▽

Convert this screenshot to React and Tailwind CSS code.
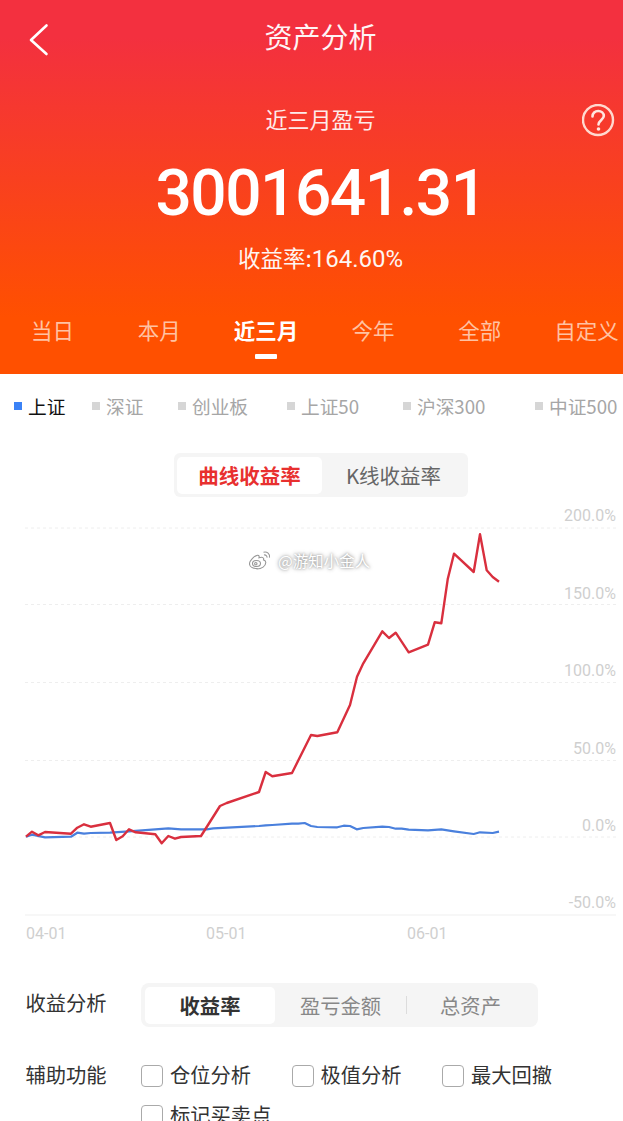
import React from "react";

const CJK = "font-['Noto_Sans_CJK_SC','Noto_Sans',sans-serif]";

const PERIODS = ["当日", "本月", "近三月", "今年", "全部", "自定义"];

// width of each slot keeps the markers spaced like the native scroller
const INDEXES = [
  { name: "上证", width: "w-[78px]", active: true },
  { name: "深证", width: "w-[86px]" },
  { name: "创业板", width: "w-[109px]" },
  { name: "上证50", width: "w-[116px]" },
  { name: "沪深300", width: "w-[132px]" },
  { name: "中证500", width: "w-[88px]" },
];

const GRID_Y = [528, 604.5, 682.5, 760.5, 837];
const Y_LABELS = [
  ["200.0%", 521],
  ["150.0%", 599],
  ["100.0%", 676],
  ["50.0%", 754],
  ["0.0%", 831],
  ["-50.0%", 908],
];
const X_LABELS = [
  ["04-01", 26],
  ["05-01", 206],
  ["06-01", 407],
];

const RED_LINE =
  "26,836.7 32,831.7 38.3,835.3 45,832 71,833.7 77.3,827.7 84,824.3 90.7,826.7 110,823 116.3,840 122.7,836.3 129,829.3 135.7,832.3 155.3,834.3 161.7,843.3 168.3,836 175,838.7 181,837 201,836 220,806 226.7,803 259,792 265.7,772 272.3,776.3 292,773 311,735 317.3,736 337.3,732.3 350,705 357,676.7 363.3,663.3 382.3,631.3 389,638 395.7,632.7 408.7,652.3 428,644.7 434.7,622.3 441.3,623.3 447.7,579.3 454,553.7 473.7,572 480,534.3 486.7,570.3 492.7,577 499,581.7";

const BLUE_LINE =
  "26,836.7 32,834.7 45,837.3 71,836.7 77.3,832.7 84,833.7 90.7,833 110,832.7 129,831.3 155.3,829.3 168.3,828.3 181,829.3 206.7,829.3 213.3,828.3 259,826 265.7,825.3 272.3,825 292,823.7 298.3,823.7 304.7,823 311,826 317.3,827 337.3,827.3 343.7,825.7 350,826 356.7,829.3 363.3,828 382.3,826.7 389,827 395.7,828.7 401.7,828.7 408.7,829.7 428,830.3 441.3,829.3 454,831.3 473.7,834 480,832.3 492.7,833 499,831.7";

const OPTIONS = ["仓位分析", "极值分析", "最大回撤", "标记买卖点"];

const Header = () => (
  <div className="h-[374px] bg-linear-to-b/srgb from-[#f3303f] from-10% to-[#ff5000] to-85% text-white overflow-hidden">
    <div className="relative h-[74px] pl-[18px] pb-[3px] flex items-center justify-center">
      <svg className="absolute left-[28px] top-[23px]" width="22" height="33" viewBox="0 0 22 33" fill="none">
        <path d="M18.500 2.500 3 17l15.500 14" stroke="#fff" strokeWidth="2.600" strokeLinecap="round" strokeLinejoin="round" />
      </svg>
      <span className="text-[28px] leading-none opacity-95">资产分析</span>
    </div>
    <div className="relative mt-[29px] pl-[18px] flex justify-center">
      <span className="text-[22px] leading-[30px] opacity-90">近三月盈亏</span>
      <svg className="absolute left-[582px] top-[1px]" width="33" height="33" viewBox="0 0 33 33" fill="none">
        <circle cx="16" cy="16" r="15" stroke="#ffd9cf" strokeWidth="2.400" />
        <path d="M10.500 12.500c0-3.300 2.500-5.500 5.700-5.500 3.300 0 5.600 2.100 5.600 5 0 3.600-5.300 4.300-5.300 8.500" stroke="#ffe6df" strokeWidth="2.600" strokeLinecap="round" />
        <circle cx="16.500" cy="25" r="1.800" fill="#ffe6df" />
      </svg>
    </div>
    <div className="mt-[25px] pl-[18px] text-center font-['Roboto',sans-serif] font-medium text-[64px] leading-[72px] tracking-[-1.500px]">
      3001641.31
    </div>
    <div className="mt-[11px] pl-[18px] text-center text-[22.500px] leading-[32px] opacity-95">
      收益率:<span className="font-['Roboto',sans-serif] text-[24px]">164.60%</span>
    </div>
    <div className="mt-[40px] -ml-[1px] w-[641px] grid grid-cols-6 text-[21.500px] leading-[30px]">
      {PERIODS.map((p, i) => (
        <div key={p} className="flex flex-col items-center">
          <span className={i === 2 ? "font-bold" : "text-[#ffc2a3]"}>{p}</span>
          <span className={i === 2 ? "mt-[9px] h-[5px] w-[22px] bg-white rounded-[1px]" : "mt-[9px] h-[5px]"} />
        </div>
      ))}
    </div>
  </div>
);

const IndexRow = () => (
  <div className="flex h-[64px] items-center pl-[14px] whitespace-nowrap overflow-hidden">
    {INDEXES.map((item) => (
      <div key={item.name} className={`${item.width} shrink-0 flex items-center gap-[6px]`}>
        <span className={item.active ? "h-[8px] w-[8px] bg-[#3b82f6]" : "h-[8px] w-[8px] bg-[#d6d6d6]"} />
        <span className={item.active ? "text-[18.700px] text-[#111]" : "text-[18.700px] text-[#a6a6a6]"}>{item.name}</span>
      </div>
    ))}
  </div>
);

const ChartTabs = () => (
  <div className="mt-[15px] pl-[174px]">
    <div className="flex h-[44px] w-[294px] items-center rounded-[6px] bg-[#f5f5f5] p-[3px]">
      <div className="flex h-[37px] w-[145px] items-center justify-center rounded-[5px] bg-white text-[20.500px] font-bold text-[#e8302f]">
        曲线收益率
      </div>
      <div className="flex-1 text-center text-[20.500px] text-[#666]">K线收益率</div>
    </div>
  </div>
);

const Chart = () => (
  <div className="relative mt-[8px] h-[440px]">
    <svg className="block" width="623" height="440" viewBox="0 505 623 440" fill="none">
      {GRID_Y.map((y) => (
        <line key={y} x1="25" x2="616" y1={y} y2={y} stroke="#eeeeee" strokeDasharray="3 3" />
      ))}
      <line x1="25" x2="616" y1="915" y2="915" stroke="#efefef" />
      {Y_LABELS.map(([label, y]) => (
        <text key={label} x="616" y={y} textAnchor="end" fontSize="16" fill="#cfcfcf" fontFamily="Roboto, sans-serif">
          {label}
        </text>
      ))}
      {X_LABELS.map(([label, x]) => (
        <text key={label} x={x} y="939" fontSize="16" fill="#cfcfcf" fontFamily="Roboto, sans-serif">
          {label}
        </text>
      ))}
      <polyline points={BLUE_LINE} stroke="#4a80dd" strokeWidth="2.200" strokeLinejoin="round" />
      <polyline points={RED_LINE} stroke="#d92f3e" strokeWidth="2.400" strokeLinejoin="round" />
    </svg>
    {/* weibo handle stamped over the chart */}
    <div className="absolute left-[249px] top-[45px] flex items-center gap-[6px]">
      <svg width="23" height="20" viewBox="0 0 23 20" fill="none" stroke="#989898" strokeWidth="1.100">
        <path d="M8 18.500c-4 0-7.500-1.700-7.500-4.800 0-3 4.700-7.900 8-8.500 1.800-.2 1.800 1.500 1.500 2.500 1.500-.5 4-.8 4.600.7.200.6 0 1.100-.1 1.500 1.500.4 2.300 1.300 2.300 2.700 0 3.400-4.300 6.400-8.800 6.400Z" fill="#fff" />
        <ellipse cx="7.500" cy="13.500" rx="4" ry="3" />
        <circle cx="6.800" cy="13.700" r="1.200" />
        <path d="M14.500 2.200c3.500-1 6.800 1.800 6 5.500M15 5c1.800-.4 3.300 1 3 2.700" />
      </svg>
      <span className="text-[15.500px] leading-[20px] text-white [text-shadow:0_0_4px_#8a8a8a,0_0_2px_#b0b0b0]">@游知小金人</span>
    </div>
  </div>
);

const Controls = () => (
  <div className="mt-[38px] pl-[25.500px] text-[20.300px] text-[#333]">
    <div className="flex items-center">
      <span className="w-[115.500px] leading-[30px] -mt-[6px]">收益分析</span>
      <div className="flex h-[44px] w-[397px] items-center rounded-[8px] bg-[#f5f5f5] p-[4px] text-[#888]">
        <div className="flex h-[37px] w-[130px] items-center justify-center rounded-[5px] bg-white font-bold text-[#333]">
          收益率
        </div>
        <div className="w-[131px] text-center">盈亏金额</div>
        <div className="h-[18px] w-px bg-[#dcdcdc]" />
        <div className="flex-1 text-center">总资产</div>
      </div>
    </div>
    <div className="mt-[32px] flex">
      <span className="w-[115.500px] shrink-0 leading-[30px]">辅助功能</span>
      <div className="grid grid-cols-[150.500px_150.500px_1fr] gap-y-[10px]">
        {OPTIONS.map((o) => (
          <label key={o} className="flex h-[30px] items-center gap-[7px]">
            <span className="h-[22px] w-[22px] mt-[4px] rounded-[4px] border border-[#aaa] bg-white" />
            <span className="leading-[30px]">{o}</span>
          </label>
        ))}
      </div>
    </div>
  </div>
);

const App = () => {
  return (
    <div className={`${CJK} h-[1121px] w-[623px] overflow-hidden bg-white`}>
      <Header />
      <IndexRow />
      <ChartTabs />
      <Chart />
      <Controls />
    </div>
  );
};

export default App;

△

_CHALLENGE_
Give again, word for word, every line from the top of the data through the line with "32,831.7 38.3,835.3 45,832", both ends included, and exclude the pictures.

_RESPONSE TO THIS EXERCISE_
Convert this screenshot to React and Tailwind CSS code.
import React from "react";

const CJK = "font-['Noto_Sans_CJK_SC','Noto_Sans',sans-serif]";

const PERIODS = ["当日", "本月", "近三月", "今年", "全部", "自定义"];

// width of each slot keeps the markers spaced like the native scroller
const INDEXES = [
  { name: "上证", width: "w-[78px]", active: true },
  { name: "深证", width: "w-[86px]" },
  { name: "创业板", width: "w-[109px]" },
  { name: "上证50", width: "w-[116px]" },
  { name: "沪深300", width: "w-[132px]" },
  { name: "中证500", width: "w-[88px]" },
];

const GRID_Y = [528, 604.5, 682.5, 760.5, 837];
const Y_LABELS = [
  ["200.0%", 521],
  ["150.0%", 599],
  ["100.0%", 676],
  ["50.0%", 754],
  ["0.0%", 831],
  ["-50.0%", 908],
];
const X_LABELS = [
  ["04-01", 26],
  ["05-01", 206],
  ["06-01", 407],
];

const RED_LINE =
  "26,836.7 32,831.7 38.3,835.3 45,832 71,833.7 77.3,827.7 84,824.3 90.7,826.7 110,823 116.3,840 122.7,836.3 129,829.3 135.7,832.3 155.3,834.3 161.7,843.3 168.3,836 175,838.7 181,837 201,836 220,806 226.7,803 259,792 265.7,772 272.3,776.3 292,773 311,735 317.3,736 337.3,732.3 350,705 357,676.7 363.3,663.3 382.3,631.3 389,638 395.7,632.7 408.7,652.3 428,644.7 434.7,622.3 441.3,623.3 447.7,579.3 454,553.7 473.7,572 480,534.3 486.7,570.3 492.7,577 499,581.7";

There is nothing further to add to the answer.